• **Aim**:
Without the pictures, output the lines of the material from the very first through the one that holds "FaTimes, FaQuestion, FaExternalLinkAlt".

--- Source material ---

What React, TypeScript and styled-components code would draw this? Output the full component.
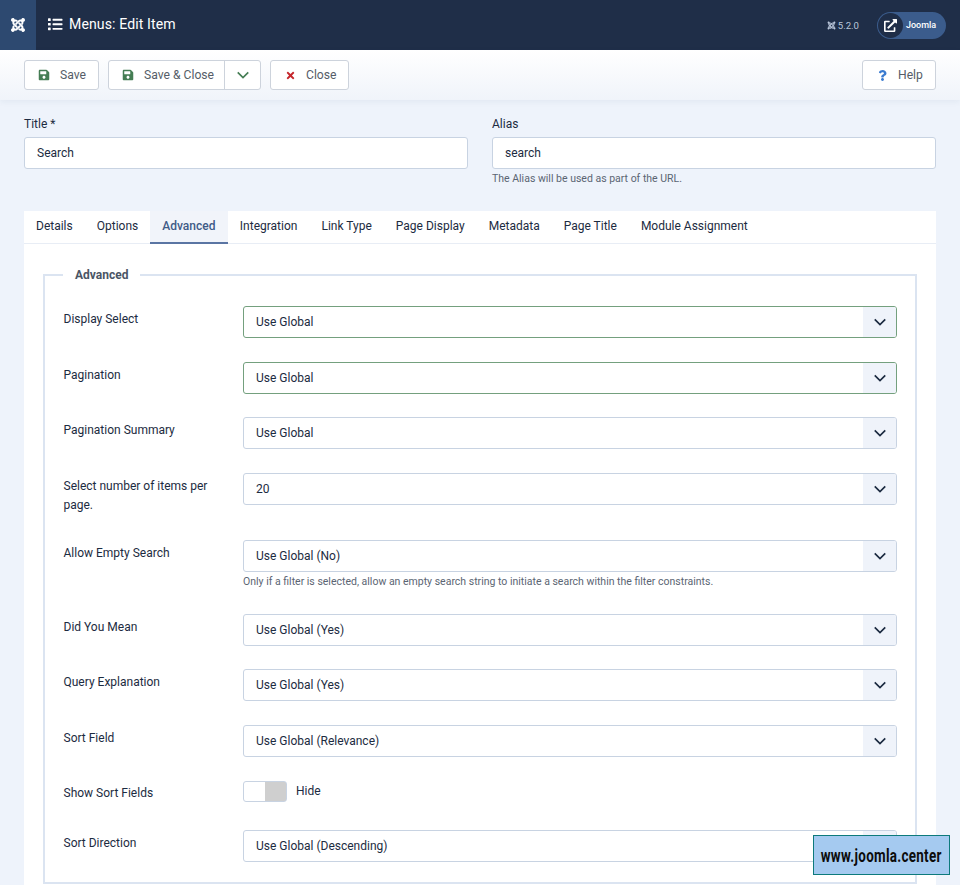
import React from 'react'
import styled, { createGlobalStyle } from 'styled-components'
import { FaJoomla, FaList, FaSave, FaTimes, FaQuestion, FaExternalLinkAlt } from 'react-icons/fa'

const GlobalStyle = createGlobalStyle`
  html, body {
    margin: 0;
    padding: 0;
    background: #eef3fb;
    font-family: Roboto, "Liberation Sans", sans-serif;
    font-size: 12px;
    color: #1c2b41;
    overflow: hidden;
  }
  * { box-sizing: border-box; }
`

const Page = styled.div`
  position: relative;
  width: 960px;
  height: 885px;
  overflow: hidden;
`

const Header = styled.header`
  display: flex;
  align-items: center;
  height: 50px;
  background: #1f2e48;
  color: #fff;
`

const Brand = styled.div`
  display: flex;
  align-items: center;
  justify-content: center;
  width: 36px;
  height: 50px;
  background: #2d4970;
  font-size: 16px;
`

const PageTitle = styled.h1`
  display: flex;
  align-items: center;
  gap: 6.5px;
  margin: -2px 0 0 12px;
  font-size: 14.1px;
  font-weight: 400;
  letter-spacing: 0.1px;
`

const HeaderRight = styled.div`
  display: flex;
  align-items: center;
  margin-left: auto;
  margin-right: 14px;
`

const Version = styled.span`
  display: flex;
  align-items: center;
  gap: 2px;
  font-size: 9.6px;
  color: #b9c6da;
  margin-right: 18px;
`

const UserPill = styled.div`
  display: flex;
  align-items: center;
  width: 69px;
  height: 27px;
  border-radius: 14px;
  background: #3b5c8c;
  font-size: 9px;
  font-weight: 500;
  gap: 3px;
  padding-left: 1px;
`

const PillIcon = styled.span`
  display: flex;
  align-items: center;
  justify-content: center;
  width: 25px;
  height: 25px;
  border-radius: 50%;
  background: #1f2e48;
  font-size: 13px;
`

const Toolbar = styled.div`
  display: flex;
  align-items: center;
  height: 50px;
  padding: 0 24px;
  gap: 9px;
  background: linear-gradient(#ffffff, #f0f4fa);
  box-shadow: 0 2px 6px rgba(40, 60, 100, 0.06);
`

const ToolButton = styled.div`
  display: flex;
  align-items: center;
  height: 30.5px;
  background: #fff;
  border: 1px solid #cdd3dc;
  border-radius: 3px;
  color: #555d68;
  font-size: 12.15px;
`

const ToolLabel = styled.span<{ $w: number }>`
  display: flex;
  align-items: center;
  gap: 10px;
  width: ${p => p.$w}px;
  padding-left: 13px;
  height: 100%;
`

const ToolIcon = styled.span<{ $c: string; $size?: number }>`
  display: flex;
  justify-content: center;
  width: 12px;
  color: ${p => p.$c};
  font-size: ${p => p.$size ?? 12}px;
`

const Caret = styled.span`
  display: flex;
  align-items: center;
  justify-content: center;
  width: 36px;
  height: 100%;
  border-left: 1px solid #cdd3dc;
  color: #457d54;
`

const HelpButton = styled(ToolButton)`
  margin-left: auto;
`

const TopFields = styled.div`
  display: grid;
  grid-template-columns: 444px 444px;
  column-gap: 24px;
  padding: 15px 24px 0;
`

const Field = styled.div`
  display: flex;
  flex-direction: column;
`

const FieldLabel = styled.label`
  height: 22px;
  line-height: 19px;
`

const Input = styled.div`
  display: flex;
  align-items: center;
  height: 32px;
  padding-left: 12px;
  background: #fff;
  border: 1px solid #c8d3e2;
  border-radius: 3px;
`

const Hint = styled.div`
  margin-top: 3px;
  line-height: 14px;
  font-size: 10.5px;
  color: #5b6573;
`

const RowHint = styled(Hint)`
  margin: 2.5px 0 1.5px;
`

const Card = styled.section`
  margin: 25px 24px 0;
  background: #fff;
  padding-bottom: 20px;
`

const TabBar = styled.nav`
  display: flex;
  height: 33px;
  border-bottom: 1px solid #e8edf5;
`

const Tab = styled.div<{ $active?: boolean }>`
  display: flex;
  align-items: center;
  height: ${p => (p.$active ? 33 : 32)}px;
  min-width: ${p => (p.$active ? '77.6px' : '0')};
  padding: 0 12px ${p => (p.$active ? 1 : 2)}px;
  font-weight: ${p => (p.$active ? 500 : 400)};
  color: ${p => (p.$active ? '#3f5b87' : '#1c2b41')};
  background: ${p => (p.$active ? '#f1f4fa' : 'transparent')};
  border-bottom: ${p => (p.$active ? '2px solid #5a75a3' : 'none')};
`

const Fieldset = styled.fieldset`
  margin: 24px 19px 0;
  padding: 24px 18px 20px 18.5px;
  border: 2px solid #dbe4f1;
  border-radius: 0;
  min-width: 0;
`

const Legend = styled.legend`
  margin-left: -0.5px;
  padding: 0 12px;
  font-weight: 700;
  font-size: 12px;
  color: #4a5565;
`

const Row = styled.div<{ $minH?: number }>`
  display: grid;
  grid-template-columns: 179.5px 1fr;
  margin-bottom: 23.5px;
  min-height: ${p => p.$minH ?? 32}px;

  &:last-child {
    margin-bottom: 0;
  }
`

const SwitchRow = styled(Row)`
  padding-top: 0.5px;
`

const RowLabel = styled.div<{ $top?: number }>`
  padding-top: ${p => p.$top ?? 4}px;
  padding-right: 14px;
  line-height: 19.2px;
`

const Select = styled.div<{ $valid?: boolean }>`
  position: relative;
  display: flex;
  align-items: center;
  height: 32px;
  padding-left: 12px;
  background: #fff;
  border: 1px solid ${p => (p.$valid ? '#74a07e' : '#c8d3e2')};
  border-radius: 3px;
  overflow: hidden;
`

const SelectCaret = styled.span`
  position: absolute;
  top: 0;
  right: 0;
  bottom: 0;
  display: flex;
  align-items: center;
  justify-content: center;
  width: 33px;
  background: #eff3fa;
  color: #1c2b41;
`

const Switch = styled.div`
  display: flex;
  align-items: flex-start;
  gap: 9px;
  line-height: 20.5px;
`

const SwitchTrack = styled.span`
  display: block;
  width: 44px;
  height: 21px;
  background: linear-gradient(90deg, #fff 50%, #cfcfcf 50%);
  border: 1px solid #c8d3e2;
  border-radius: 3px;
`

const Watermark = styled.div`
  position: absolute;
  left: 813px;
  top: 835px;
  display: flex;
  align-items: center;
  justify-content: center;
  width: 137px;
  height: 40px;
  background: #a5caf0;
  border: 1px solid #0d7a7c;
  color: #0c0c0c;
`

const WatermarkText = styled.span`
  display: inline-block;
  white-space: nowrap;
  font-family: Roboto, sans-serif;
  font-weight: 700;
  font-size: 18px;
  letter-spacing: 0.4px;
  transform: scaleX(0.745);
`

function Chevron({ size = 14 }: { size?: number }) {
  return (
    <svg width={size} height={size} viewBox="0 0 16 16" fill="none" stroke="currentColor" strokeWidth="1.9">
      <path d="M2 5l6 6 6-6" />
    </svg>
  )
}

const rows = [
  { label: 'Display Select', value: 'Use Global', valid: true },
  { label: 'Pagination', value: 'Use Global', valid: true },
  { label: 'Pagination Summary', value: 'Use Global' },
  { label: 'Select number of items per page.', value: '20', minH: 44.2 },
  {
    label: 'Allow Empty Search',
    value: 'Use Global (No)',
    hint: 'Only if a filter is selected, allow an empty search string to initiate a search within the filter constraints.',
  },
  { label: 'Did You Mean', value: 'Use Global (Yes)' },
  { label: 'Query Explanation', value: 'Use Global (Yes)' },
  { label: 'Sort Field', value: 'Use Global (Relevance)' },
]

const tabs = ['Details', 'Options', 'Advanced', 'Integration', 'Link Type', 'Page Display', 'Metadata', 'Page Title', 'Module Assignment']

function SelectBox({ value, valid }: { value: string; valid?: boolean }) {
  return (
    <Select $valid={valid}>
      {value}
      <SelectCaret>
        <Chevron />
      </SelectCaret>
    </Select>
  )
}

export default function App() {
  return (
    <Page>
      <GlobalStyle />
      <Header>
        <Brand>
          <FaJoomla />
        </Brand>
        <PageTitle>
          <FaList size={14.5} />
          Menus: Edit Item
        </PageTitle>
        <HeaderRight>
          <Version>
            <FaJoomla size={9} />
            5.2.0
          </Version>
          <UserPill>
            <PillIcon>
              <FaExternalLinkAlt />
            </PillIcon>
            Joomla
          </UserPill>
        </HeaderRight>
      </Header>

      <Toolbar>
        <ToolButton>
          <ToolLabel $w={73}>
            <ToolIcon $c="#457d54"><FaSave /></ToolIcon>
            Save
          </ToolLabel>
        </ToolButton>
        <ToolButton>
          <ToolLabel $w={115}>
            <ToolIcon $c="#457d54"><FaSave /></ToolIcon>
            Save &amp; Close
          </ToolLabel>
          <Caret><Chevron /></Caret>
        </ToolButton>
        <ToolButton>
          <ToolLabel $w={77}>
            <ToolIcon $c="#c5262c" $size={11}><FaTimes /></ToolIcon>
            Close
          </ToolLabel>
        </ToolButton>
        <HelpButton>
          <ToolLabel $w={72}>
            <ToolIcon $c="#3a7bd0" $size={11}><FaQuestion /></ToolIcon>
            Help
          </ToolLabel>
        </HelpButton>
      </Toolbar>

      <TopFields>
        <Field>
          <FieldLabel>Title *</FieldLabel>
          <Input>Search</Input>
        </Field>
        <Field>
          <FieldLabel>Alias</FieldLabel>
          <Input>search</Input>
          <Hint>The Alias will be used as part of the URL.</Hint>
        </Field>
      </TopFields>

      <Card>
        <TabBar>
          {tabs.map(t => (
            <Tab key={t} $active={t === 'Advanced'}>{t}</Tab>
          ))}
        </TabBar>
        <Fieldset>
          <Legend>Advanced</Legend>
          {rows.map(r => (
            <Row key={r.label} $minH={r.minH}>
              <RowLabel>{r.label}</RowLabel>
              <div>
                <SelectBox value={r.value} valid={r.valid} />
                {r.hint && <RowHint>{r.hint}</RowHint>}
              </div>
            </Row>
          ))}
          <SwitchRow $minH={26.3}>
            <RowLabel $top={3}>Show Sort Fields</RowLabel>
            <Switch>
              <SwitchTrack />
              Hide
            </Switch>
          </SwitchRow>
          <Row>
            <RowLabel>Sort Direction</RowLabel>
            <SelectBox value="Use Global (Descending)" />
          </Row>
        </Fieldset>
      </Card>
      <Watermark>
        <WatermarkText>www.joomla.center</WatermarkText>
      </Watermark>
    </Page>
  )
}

---

• **Problem solution**:
What React, TypeScript and styled-components code would draw this? Output the full component.
import React from 'react'
import styled, { createGlobalStyle } from 'styled-components'
import { FaJoomla, FaList, FaSave, FaTimes, FaQuestion, FaExternalLinkAlt } from 'react-icons/fa'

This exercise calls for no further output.